EW: Has the technology improved the efficiency of PV?

JF: Yes, but you have to be careful what you pay for. We compare it to the cost coming out of the wall. In Connecticut and New Jersey, PV is cheaper; in Florida it isn’t. It is rather complicated. By the year 2020 the price of an electric vehicle (EV) will be competitive with gas and the price of PV on your roof will go down, so your overall cost for energy can come way down.

Right now you can buy a net-zero house, and if during the day your PV makes more electricity than you need, rather than storing it in a battery, you sell it to the power company, and at night when you can’t make electricity, you buy it back.
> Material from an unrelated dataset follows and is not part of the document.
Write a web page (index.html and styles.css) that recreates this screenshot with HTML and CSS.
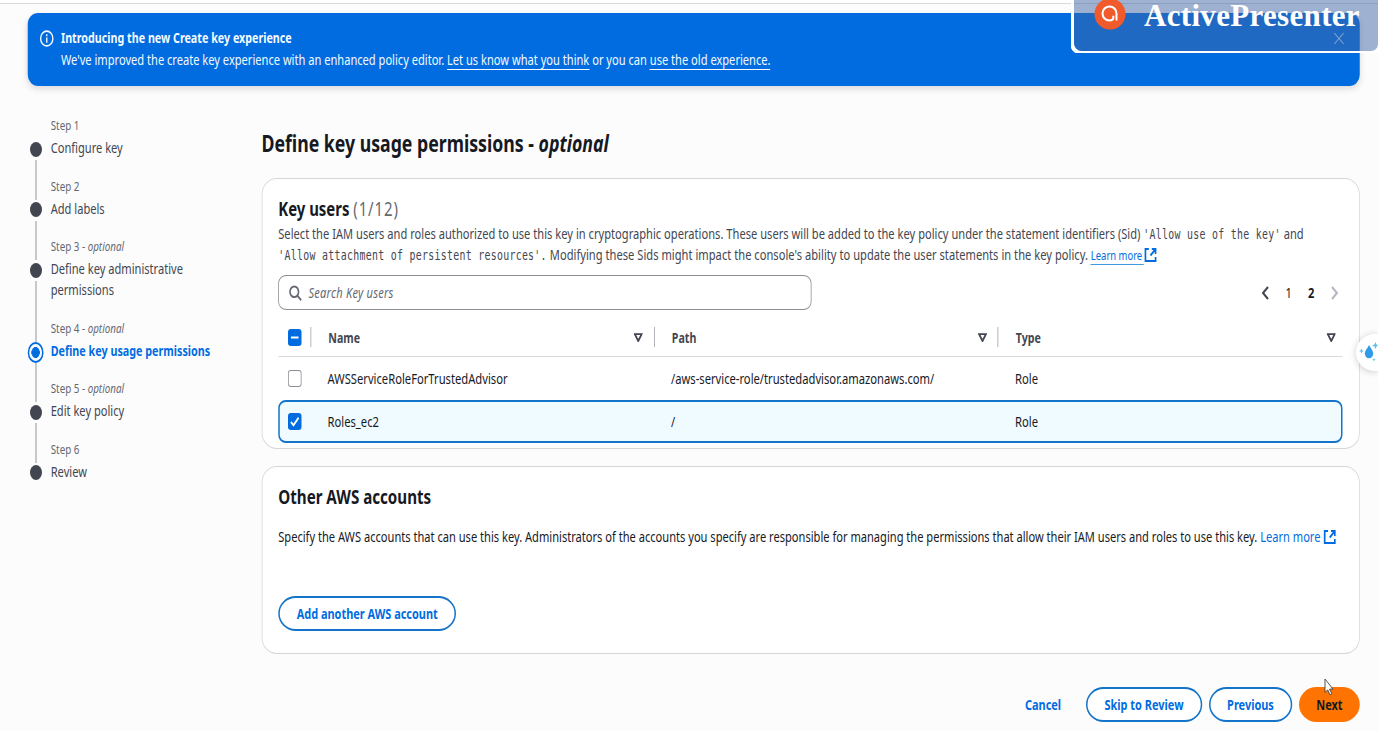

That is “net-metering.” Basically, your meter is running backwards and as long as you aren’t on the plus side, you are selling back more than you are consuming. That is allowed in Florida.

EW: But will there always be a need for a grid which transports and supplies electrical power?

JF: Yes, we need the grid. Historically we made large centralized power generation plants – in fact, the biggest are the cleanest, hydroelectric. Now we are moving to distributed energy generation, wind turbines here and solar farms there, panels on rooftops or garages. Grids enable us to connect and deliver these innovative means of power production anywhere. Also, if one source of power is knocked out, by say a hurricane, we can borrow from another source and move it around.

EW: Among other things, you train energy inspectors here, and you conduct research on energy efficiency of a host of products. What is one of the most practical innovations your researchers have come up with?

JF: Versa Drives, an India-based manufacturer of electric motors, drives and appliances, has licensed an amazing fan blade design developed here under the direction of Danny Parker, principal research scientist at FSEC. The fan blade design is based on aviation propeller innovations; it is an aerodynamic design that produces maximum performance and energy efficiency.